Evaluating these equations at base level sets [math]\log\left(\frac{AoI}{Base AoI}\right)=0[/math]. We can then observe that at the base level, the difference between a risk with sprinklers and a risk without is [math]\beta_1+\beta_3\log(Base AoI)=\gamma_1[/math]. That is, the coefficient of the main effect in the re-based GLM shows the discount received by a risk with sprinklers and base Amount of Insurance.

Returning to the example, this means it's very hard to look at the coefficient of the main effect for an interacted variable and say whether or no they receive a discount. It all depends on where the base is. This is illustrated in the right hand diagram of Figure 1 above. The model coefficients produced by the GLM using the re-based Amount of Insurance variable are shown in Table 5 below.

Table 5: The model of Table 4 with [math]\log(AoI)[/math] centered at $200,000

Question: What are two advantages of re-basing variables to their base level?

Solution:

The intercept term represents the average (frequency/severity/pure premium etc.) at base levels which is intuitive/easier to interpret.
When a variable is not centered on its base level the coefficient of the GLM may have the opposite sign to what is expected. By centering a variable on its base level the GLM coefficients become more intuitive to understand.

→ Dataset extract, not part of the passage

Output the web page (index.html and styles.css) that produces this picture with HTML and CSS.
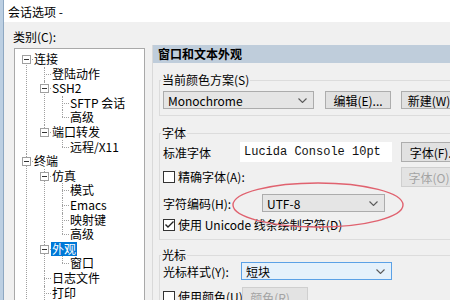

Interacting Two Continuous Variables

Determining whether or not the interaction term between two continuous variables is significant or not can be done using perspective plots. We produce two perspective plots, one for the model with the interaction term and the other for the model without the interaction term.

A perspective plot graphs the predictors on the x and y axes and the relative log response on the z-axis (see Figure 2 below). The response is relative because each graph is re-scaled to a common scale to allow for easy comparison between them.

If the two predictor plots look significantly different then the interaction term is likely significant. Ultimately, you should use the p-value to help determine significance.